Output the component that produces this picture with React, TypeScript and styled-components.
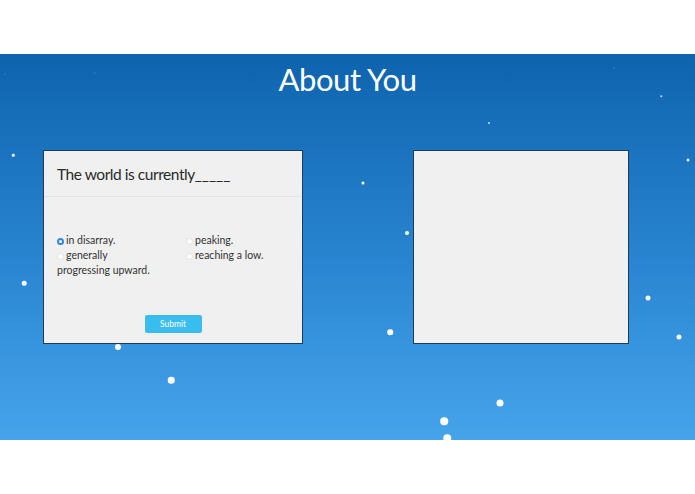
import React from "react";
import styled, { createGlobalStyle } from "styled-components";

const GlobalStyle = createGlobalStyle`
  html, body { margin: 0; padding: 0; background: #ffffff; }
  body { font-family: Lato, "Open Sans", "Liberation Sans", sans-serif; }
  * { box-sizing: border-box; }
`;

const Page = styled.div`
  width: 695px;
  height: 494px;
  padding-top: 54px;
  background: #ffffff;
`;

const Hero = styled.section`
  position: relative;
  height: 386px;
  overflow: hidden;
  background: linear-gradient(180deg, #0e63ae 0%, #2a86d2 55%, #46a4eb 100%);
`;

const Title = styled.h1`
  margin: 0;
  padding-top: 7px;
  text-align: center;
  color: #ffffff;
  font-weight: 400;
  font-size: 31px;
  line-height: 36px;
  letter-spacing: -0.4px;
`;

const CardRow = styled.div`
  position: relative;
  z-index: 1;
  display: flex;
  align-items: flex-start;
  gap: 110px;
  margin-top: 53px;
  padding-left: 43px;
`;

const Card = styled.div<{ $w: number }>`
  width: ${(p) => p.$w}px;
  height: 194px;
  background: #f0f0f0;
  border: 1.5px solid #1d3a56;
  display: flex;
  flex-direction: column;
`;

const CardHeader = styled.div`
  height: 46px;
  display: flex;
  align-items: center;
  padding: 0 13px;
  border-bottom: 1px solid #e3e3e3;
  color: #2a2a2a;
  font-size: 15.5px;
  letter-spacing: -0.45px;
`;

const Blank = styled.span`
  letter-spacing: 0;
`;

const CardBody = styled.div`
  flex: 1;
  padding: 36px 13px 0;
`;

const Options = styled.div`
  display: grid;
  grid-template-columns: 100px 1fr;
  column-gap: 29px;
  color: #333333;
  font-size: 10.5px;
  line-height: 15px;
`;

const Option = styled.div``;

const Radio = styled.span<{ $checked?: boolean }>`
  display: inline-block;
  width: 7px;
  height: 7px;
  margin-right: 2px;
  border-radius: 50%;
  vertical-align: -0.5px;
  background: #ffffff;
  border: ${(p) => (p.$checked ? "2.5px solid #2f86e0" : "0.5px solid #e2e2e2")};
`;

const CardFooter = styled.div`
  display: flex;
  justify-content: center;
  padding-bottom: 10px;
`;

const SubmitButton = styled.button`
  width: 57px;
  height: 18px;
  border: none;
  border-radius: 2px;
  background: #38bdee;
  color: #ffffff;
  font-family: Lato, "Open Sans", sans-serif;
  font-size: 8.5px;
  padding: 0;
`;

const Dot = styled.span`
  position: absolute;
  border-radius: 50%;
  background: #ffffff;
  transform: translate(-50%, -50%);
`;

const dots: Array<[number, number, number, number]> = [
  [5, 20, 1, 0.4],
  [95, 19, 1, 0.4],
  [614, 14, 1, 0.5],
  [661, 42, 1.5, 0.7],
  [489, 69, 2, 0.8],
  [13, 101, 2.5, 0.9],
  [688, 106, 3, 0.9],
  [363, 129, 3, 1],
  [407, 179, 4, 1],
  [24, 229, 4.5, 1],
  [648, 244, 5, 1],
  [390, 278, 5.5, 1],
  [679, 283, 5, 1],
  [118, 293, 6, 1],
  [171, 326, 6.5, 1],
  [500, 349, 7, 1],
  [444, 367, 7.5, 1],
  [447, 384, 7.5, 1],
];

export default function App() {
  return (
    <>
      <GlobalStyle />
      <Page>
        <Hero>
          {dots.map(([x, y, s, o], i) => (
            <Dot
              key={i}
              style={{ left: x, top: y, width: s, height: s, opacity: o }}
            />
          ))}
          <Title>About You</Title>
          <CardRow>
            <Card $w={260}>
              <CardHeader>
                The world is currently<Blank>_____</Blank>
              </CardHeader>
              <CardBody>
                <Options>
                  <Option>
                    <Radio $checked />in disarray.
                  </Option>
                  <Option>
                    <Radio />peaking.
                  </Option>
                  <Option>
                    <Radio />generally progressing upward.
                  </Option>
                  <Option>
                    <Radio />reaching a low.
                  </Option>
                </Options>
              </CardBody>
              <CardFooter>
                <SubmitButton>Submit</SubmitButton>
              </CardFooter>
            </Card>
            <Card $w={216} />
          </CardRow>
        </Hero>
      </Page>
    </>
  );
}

================================

▶ **Aim**:
Every line above should be returned word for word, with the pictures left behind.

▶ **Result**:
Output the component that produces this picture with React, TypeScript and styled-components.
import React from "react";
import styled, { createGlobalStyle } from "styled-components";

const GlobalStyle = createGlobalStyle`
  html, body { margin: 0; padding: 0; background: #ffffff; }
  body { font-family: Lato, "Open Sans", "Liberation Sans", sans-serif; }
  * { box-sizing: border-box; }
`;

const Page = styled.div`
  width: 695px;
  height: 494px;
  padding-top: 54px;
  background: #ffffff;
`;

const Hero = styled.section`
  position: relative;
  height: 386px;
  overflow: hidden;
  background: linear-gradient(180deg, #0e63ae 0%, #2a86d2 55%, #46a4eb 100%);
`;

const Title = styled.h1`
  margin: 0;
  padding-top: 7px;
  text-align: center;
  color: #ffffff;
  font-weight: 400;
  font-size: 31px;
  line-height: 36px;
  letter-spacing: -0.4px;
`;

const CardRow = styled.div`
  position: relative;
  z-index: 1;
  display: flex;
  align-items: flex-start;
  gap: 110px;
  margin-top: 53px;
  padding-left: 43px;
`;

const Card = styled.div<{ $w: number }>`
  width: ${(p) => p.$w}px;
  height: 194px;
  background: #f0f0f0;
  border: 1.5px solid #1d3a56;
  display: flex;
  flex-direction: column;
`;

const CardHeader = styled.div`
  height: 46px;
  display: flex;
  align-items: center;
  padding: 0 13px;
  border-bottom: 1px solid #e3e3e3;
  color: #2a2a2a;
  font-size: 15.5px;
  letter-spacing: -0.45px;
`;

const Blank = styled.span`
  letter-spacing: 0;
`;

const CardBody = styled.div`
  flex: 1;
  padding: 36px 13px 0;
`;

const Options = styled.div`
  display: grid;
  grid-template-columns: 100px 1fr;
  column-gap: 29px;
  color: #333333;
  font-size: 10.5px;
  line-height: 15px;
`;

const Option = styled.div``;

const Radio = styled.span<{ $checked?: boolean }>`
  display: inline-block;
  width: 7px;
  height: 7px;
  margin-right: 2px;
  border-radius: 50%;
  vertical-align: -0.5px;
  background: #ffffff;
  border: ${(p) => (p.$checked ? "2.5px solid #2f86e0" : "0.5px solid #e2e2e2")};
`;

const CardFooter = styled.div`
  display: flex;
  justify-content: center;
  padding-bottom: 10px;
`;

const SubmitButton = styled.button`
  width: 57px;
  height: 18px;
  border: none;
  border-radius: 2px;
  background: #38bdee;
  color: #ffffff;
  font-family: Lato, "Open Sans", sans-serif;
  font-size: 8.5px;
  padding: 0;
`;

const Dot = styled.span`
  position: absolute;
  border-radius: 50%;
  background: #ffffff;
  transform: translate(-50%, -50%);
`;

const dots: Array<[number, number, number, number]> = [
  [5, 20, 1, 0.4],
  [95, 19, 1, 0.4],
  [614, 14, 1, 0.5],
  [661, 42, 1.5, 0.7],
  [489, 69, 2, 0.8],
  [13, 101, 2.5, 0.9],
  [688, 106, 3, 0.9],
  [363, 129, 3, 1],
  [407, 179, 4, 1],
  [24, 229, 4.5, 1],
  [648, 244, 5, 1],
  [390, 278, 5.5, 1],
  [679, 283, 5, 1],
  [118, 293, 6, 1],
  [171, 326, 6.5, 1],
  [500, 349, 7, 1],
  [444, 367, 7.5, 1],
  [447, 384, 7.5, 1],
];

export default function App() {
  return (
    <>
      <GlobalStyle />
      <Page>
        <Hero>
          {dots.map(([x, y, s, o], i) => (
            <Dot
              key={i}
              style={{ left: x, top: y, width: s, height: s, opacity: o }}
            />
          ))}
          <Title>About You</Title>
          <CardRow>
            <Card $w={260}>
              <CardHeader>
                The world is currently<Blank>_____</Blank>
              </CardHeader>
              <CardBody>
                <Options>
                  <Option>
                    <Radio $checked />in disarray.
                  </Option>
                  <Option>
                    <Radio />peaking.
                  </Option>
                  <Option>
                    <Radio />generally progressing upward.
                  </Option>
                  <Option>
                    <Radio />reaching a low.
                  </Option>
                </Options>
              </CardBody>
              <CardFooter>
                <SubmitButton>Submit</SubmitButton>
              </CardFooter>
            </Card>
            <Card $w={216} />
          </CardRow>
        </Hero>
      </Page>
    </>
  );
}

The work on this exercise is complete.